Start
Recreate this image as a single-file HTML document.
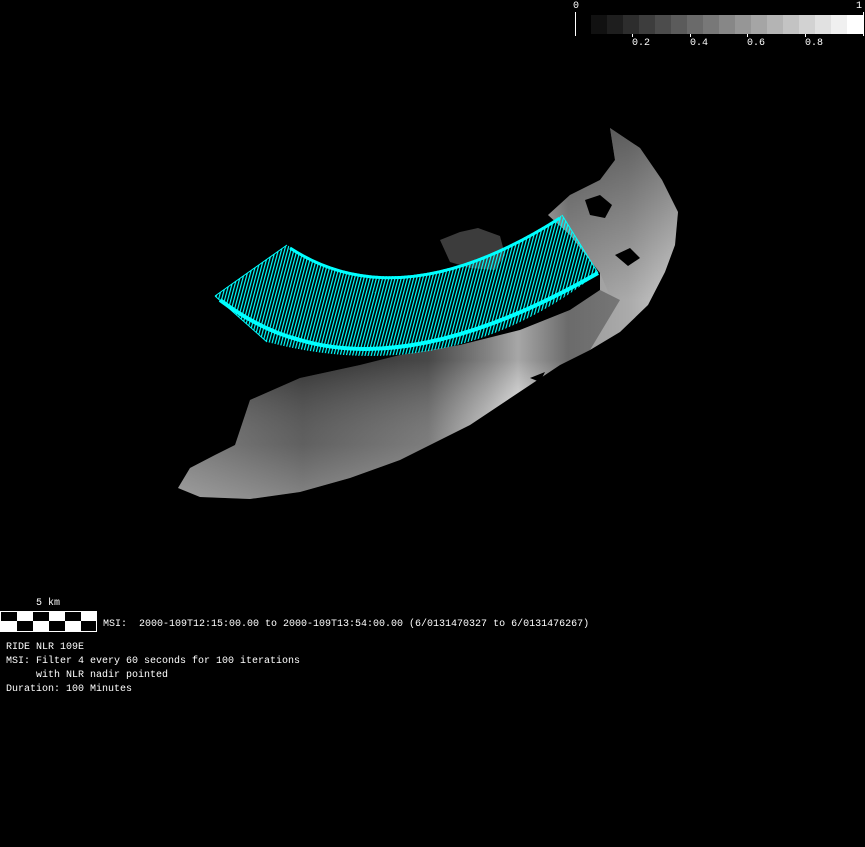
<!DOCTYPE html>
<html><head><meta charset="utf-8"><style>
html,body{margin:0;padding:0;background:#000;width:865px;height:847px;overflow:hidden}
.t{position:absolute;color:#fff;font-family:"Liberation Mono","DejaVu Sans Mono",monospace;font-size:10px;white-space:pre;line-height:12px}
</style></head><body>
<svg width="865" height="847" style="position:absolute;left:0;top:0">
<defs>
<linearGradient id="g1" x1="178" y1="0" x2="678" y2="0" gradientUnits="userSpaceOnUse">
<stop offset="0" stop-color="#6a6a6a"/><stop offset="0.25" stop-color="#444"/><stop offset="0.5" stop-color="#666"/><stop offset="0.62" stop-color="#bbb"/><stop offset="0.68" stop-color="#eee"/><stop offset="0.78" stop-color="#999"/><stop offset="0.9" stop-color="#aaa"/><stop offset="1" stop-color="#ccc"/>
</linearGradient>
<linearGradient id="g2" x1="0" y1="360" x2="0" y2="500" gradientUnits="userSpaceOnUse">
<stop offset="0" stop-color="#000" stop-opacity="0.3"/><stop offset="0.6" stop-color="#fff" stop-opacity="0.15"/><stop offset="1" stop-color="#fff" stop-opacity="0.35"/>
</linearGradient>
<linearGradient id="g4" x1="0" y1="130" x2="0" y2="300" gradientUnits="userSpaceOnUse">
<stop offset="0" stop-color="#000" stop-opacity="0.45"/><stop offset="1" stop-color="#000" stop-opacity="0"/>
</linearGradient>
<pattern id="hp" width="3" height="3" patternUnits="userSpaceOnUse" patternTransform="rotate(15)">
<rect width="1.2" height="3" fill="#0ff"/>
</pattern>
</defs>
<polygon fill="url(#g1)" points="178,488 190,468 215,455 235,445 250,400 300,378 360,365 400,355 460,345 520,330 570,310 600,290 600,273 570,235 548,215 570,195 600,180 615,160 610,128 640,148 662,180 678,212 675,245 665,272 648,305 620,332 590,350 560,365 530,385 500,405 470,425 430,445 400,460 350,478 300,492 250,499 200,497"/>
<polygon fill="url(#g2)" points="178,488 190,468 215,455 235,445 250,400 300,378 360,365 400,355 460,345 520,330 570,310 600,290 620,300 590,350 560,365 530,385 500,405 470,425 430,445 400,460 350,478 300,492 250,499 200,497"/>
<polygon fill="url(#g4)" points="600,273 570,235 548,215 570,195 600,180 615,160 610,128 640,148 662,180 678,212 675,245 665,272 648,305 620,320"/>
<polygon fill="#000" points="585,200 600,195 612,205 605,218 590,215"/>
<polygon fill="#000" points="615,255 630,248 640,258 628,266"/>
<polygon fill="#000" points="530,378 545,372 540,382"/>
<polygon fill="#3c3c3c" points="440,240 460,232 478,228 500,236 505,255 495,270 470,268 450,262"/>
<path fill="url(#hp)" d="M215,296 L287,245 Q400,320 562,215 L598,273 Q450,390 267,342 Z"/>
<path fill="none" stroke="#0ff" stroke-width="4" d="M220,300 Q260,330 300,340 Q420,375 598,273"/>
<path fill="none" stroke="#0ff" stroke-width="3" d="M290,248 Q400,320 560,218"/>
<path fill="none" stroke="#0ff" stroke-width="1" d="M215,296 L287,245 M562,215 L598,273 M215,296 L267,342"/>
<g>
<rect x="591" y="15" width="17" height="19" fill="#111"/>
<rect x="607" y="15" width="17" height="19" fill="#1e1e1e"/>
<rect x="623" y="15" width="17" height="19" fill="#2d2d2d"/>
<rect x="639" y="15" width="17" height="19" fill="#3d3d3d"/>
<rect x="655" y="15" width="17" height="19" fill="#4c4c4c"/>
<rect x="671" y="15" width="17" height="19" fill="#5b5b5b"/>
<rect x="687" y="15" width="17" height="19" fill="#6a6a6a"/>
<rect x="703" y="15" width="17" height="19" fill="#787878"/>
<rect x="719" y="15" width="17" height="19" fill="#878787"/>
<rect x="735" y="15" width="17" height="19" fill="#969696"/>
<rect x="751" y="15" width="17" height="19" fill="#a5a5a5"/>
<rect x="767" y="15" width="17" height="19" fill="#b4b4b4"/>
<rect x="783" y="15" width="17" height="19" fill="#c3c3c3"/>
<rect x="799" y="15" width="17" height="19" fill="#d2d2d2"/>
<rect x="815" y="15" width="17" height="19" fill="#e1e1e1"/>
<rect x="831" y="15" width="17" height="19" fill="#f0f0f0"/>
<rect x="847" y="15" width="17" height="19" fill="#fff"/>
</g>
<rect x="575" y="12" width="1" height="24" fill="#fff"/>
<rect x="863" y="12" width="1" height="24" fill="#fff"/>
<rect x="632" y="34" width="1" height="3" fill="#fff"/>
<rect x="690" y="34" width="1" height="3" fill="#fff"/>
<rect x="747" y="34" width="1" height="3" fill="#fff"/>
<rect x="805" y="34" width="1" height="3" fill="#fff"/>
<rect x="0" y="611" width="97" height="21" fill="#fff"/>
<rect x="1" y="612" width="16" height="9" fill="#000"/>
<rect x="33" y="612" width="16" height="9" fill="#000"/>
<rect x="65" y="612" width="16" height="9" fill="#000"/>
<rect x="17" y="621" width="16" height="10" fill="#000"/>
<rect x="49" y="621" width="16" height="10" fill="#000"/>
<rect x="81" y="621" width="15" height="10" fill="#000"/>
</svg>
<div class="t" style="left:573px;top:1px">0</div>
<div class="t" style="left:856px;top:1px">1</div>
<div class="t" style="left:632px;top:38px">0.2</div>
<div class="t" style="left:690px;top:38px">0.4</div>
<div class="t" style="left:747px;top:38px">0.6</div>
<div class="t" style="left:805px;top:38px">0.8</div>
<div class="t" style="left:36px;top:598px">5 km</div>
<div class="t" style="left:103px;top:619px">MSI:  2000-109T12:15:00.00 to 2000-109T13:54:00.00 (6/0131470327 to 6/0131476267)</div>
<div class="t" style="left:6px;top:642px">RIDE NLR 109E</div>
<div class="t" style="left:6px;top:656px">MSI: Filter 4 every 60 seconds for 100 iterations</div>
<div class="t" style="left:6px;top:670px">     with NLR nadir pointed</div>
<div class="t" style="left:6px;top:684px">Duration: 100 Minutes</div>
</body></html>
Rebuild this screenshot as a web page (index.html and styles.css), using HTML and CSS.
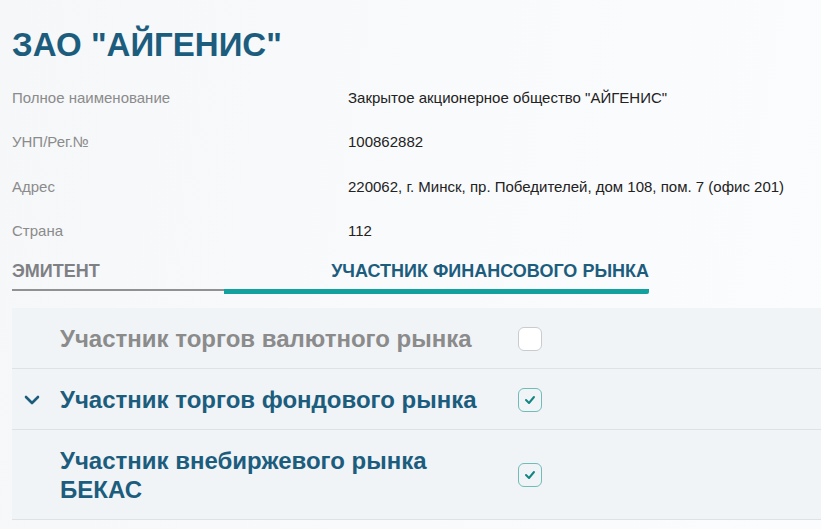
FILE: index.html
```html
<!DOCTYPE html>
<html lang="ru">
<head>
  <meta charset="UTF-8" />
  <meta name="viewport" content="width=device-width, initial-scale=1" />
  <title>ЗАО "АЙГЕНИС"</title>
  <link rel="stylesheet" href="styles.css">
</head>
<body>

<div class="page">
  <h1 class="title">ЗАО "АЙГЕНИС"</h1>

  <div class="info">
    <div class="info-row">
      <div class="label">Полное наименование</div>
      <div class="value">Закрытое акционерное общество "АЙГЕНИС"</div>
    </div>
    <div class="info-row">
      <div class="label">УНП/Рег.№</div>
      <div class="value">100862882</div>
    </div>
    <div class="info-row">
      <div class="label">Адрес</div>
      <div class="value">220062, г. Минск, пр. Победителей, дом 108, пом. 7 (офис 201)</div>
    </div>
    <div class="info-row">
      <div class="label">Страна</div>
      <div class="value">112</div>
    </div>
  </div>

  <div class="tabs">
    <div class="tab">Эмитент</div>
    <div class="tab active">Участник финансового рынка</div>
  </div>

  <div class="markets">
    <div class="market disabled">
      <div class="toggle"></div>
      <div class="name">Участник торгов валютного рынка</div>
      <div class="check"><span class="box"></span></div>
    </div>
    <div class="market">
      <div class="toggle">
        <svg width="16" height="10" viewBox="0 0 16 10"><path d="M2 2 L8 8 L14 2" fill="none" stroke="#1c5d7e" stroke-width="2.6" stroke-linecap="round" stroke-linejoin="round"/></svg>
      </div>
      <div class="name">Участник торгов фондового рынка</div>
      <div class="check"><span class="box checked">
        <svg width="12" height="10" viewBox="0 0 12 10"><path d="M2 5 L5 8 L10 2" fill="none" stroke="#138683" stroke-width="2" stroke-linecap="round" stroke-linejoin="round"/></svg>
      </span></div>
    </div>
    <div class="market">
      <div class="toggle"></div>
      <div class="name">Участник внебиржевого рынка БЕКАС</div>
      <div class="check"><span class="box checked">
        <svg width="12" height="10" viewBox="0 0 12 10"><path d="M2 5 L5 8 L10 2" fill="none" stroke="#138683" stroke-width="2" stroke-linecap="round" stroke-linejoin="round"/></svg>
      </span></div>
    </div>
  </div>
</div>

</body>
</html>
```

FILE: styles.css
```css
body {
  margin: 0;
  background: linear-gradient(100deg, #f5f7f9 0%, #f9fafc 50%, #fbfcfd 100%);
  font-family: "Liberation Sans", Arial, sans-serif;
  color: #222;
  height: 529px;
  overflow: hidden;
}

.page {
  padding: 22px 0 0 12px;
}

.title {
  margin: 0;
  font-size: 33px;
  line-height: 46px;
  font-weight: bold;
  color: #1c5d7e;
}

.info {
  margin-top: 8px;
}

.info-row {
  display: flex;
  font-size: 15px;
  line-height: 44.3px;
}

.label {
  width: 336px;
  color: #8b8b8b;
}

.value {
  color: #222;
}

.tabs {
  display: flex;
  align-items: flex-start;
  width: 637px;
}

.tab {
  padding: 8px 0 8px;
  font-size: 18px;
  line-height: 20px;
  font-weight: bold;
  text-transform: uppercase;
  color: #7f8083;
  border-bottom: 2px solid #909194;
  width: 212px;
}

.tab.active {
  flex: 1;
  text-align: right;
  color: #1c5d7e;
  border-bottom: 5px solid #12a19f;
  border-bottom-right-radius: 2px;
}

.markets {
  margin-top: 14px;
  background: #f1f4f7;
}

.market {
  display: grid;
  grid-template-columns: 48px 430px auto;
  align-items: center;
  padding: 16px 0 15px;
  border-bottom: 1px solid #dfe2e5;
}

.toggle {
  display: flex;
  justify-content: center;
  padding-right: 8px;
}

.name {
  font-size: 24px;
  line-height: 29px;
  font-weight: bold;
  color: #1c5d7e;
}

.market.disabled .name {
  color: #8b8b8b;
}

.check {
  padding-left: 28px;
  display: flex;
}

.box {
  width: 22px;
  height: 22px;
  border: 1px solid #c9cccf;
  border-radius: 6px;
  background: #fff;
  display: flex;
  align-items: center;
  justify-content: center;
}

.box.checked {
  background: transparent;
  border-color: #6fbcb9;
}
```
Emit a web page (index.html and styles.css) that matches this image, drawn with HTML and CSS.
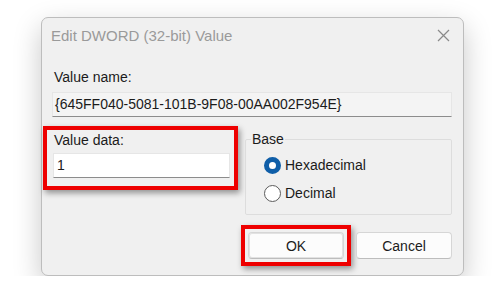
End
### Exercise objective
Search the records above for "with". Copy each line where it is found.

### Written answer
<div class="t" style="left:6px;top:670px">     with NLR nadir pointed</div>
Emit a web page (index.html and styles.css) that matches this image, drawn with HTML and CSS.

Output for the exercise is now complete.